IO#sync==true means unbuffered.
I think Ruby should guarantee buffered writes will be atomic up to PIPE_BUF.
PIPE_BUF is only relevant for pipes/FIFOs (not regular files, sockets, etc..).
Unbuffered writes should have no atomicity guarantees.
Each write/writev syscall to regular files is atomic with O_APPEND. It's how multi-process servers can write to the same log file without interleaving lines. The limit is not PIPE_BUF, but (IIRC) roughly INT_MAX/SSIZE_MAX; It may be FS-dependent, but it's large enough to not matter on reasonable local FSes. Side notes: Also, any writev benchmarks you'd do should account for the common pattern of giant bodies prefixed with a small header. (e.g. HTTP/1.1 chunking, tnetstrings(*), etc). The 128 bytes you use in the benchmark is tiny and unrealistic. writev has high overhead with many small chunks (each iovec is 16 bytes), and most I/O size is far larger than 128 bytes. (*) https://tnetstrings.info/ I understand that writev is slow for the kernel, but (alloc + memcpy + GC/free) w/ giant strings is slow in userspace, too.
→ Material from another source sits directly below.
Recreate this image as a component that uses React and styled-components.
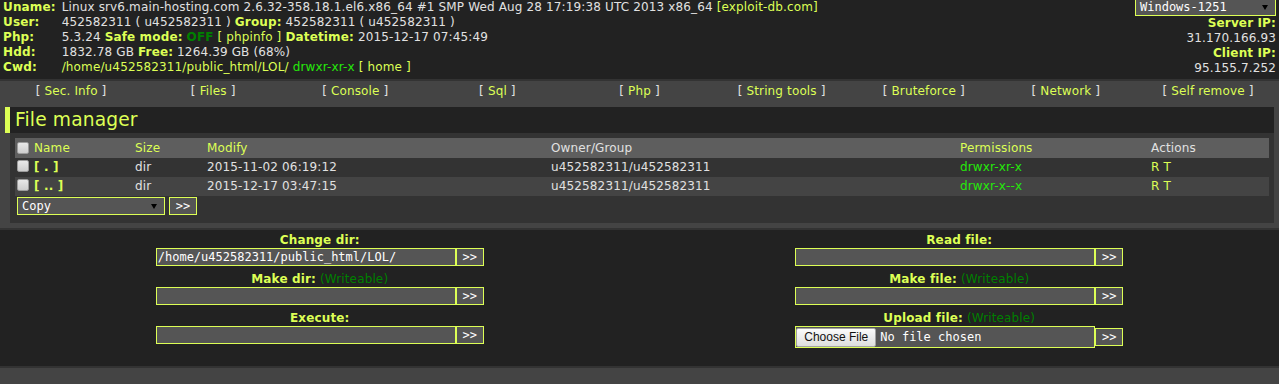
import styled, { createGlobalStyle } from "styled-components";

const SANS = `"DejaVu Sans", Verdana, sans-serif`;
const MONO = `"DejaVu Sans Mono", "Liberation Mono", monospace`;
const LIME = "#df5";
const BRIGHT = "#25e80a";

const GlobalStyle = createGlobalStyle`
  body {
    margin: 0;
    background: #444;
    color: #e1e1e1;
    font: 12px/15px ${SANS};
    letter-spacing: 0.14px;
  }
`;

const InfoBar = styled.header`
  display: grid;
  grid-template-columns: auto 1fr auto;
  margin-top: -5px;
  padding: 3px 0;
  background: #222;
  white-space: nowrap;
`;

const InfoCell = styled.div`
  display: flex;
  flex-direction: column;
  align-items: ${(p) => (p.$right ? "flex-end" : "flex-start")};
  padding: ${(p) => (p.$right ? 0 : 2)}px 3px 0;
`;

const Line = styled.div`
  height: 15px;
`;

const Label = styled.span`
  color: ${LIME};
  font-weight: bold;
`;

const Link = styled.a`
  color: ${LIME};
  text-decoration: none;
  font-weight: ${(p) => (p.$bold ? "bold" : "normal")};
`;

const Perm = styled.span`
  color: ${BRIGHT};
`;

const Safe = styled.b`
  color: green;
`;

const Writeable = styled.span`
  color: green;
`;

const FakeSelect = styled.div`
  box-sizing: border-box;
  width: ${(p) => p.$w}px;
  height: 18px;
  display: flex;
  align-items: center;
  justify-content: space-between;
  padding: 0 7px 0 4px;
  background: #555;
  border: 1px solid ${LIME};
  color: #fff;
  font: 12px/16px ${MONO};
  letter-spacing: normal;

  &::after {
    content: "";
    border-left: 3px solid transparent;
    border-right: 3px solid transparent;
    border-top: 5px solid #000;
  }
`;

const Menu = styled.nav`
  display: grid;
  grid-template-columns: repeat(9, 1fr);
  border-top: 2px solid #333;
`;

const MenuItem = styled.div`
  padding: 3px;
  text-align: center;
  white-space: nowrap;
`;

const Main = styled.main`
  margin: 5px;
`;

const Title = styled.h1`
  margin: 0;
  padding: 2px 5px;
  border-left: 5px solid ${LIME};
  background: #222;
  color: ${LIME};
  font: normal 18.67px/22px ${SANS};
`;

const Content = styled.section`
  margin-left: 5px;
  padding: 5px;
  background: #333;
`;

const COLS = "17px 101px 72px 344px 409px 191px 1fr";

const Row = styled.div`
  display: grid;
  grid-template-columns: ${COLS};
  align-items: center;
  height: ${(p) => (p.$head ? 20 : 19)}px;
  background: ${(p) => (p.$head ? "#5e5e5e" : p.$tone === 2 ? "#333" : "#444")};
`;

const Cell = styled.div`
  padding: 0 2px;
  white-space: nowrap;
  color: ${(p) => (p.$lime ? LIME : "inherit")};
`;

const Check = styled.span`
  display: block;
  box-sizing: border-box;
  width: 12px;
  height: 12px;
  margin-left: 2px;
  align-self: start;
  margin-top: ${(p) => (p.$head ? 4 : 2)}px;
  border: 1px solid #9c9c9c;
  border-radius: 2px;
  background: linear-gradient(#e8e8e8, #cdcdcd);
`;

const ActionBar = styled.div`
  display: flex;
  gap: 4px;
  padding: 1px 2px 3px;
`;

const Submit = styled.button`
  box-sizing: border-box;
  width: 28px;
  height: 18px;
  margin: 0;
  padding: 0;
  background: #555;
  border: 1px solid ${LIME};
  color: #fff;
  font: 12px/16px ${MONO};
`;

const Tools = styled.div`
  display: grid;
  grid-template-columns: 1fr 1fr;
  background: #222;
  border-top: 2px solid #333;
  border-bottom: 2px solid #333;
`;

const ToolCell = styled.form`
  display: flex;
  flex-direction: column;
  align-items: center;
  margin: 0;
  padding: 3px 3px ${(p) => (p.$extra ? 18 : 3)}px;
`;

const ToolLabel = styled.div`
  line-height: 15px;
`;

const Field = styled.div`
  display: flex;
  align-items: center;
`;

const TextInput = styled.input`
  box-sizing: border-box;
  width: 300px;
  height: 18px;
  margin: 0;
  padding: 0 1px;
  background: #555;
  border: 1px solid ${LIME};
  color: #fff;
  font: 12px ${MONO};
  outline: none;
`;

const FilePicker = styled.label`
  box-sizing: border-box;
  width: 300px;
  height: 22px;
  display: flex;
  align-items: center;
  gap: 4px;
  background: #555;
  border: 1px solid ${LIME};
  color: #fff;
  font: 12px/16px ${MONO};
  letter-spacing: normal;
`;

const ChooseButton = styled.span`
  box-sizing: border-box;
  width: 80px;
  height: 19px;
  display: flex;
  align-items: center;
  justify-content: center;
  background: linear-gradient(#fbfbfb, #dedede);
  border: 1px solid #a3a3a3;
  border-radius: 2px;
  color: #111;
  font: 12px "Liberation Sans", Arial, sans-serif;
`;

const menu = [
  "Sec. Info",
  "Files",
  "Console",
  "Sql",
  "Php",
  "String tools",
  "Bruteforce",
  "Network",
  "Self remove",
];

const files = [
  { name: "[ . ]", date: "2015-11-02 06:19:12", perms: "drwxr-xr-x" },
  { name: "[ .. ]", date: "2015-12-17 03:47:15", perms: "drwxr-x--x" },
];

const ToolForm = ({ label, writeable, value, extra, children }) => (
  <ToolCell $extra={extra} onSubmit={(e) => e.preventDefault()}>
    <ToolLabel>
      <Label>{label}</Label>
      {writeable && <Writeable> (Writeable)</Writeable>}
    </ToolLabel>
    <Field>
      {children || <TextInput type="text" defaultValue={value} />}
      <Submit type="submit">&gt;&gt;</Submit>
    </Field>
  </ToolCell>
);

export default function App() {
  return (
    <>
      <GlobalStyle />
      <InfoBar>
        <InfoCell>
          {["Uname:", "User:", "Php:", "Hdd:", "Cwd:"].map((l) => (
            <Line key={l}>
              <Label>{l}</Label>
            </Line>
          ))}
        </InfoCell>
        <InfoCell>
          <Line>
            Linux srv6.main-hosting.com 2.6.32-358.18.1.el6.x86_64 #1 SMP Wed Aug 28
            17:19:38 UTC 2013 x86_64 <Link href="#">[exploit-db.com]</Link>
          </Line>
          <Line>
            452582311 ( u452582311 ) <Label>Group:</Label> 452582311 ( u452582311 )
          </Line>
          <Line>
            5.3.24 <Label>Safe mode:</Label> <Safe>OFF</Safe>{" "}
            <Link href="#">[ phpinfo ]</Link> <Label>Datetime:</Label> 2015-12-17
            07:45:49
          </Line>
          <Line>
            1832.78 GB <Label>Free:</Label> 1264.39 GB (68%)
          </Line>
          <Line>
            <Link href="#">/home/u452582311/public_html/LOL/</Link>{" "}
            <Perm>drwxr-xr-x</Perm> <Link href="#">[ home ]</Link>
          </Line>
        </InfoCell>
        <InfoCell $right>
          <FakeSelect $w={141}>Windows-1251</FakeSelect>
          <Line>
            <Label>Server IP:</Label>
          </Line>
          <Line>31.170.166.93</Line>
          <Line>
            <Label>Client IP:</Label>
          </Line>
          <Line>95.155.7.252</Line>
        </InfoCell>
      </InfoBar>

      <Menu>
        {menu.map((m) => (
          <MenuItem key={m}>
            [ <Link href="#">{m}</Link> ]
          </MenuItem>
        ))}
      </Menu>

      <Main>
        <Title>File manager</Title>
        <Content>
          <Row $head>
            <Check $head />
            <Cell $lime>Name</Cell>
            <Cell $lime>Size</Cell>
            <Cell $lime>Modify</Cell>
            <Cell>Owner/Group</Cell>
            <Cell $lime>Permissions</Cell>
            <Cell>Actions</Cell>
          </Row>
          {files.map((f, i) => (
            <Row key={f.name} $tone={i % 2 === 0 ? 2 : 1}>
              <Check />
              <Cell>
                <Link href="#" $bold>
                  {f.name}
                </Link>
              </Cell>
              <Cell>dir</Cell>
              <Cell>{f.date}</Cell>
              <Cell>u452582311/u452582311</Cell>
              <Cell>
                <Perm>{f.perms}</Perm>
              </Cell>
              <Cell>
                <Link href="#">R</Link> <Link href="#">T</Link>
              </Cell>
            </Row>
          ))}
          <ActionBar>
            <FakeSelect $w={148}>Copy</FakeSelect>
            <Submit type="button">&gt;&gt;</Submit>
          </ActionBar>
        </Content>
      </Main>

      <Tools>
        <ToolForm label="Change dir:" value="/home/u452582311/public_html/LOL/" />
        <ToolForm label="Read file:" />
        <ToolForm label="Make dir:" writeable />
        <ToolForm label="Make file:" writeable />
        <ToolForm label="Execute:" />
        <ToolForm label="Upload file:" writeable extra>
          <FilePicker>
            <ChooseButton>Choose File</ChooseButton>
            No file chosen
          </FilePicker>
        </ToolForm>
      </Tools>
    </>
  );
}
Stuff like: io.write("#{buf.bytesize.to_s(16)}\r\n", buf, -"\r\n") When buf is a gigantic string (multiple KB or MB) is where I expect writev to avoid copies and garbage. Adding a buffer_offset (tentative name) arg to write_nonblock would make retrying non-blocking I/O much easier: n = 0 tot = ary.map(&:bytesize).sum while n < tot case w = io.write_nonblock(*ary, buffer_offset: n, exception: false) when :wait_readable, :wait_writable break # or schedule or whatever else n += w end end Perl's syswrite/read/sysread ops have the OFFSET arg for decades.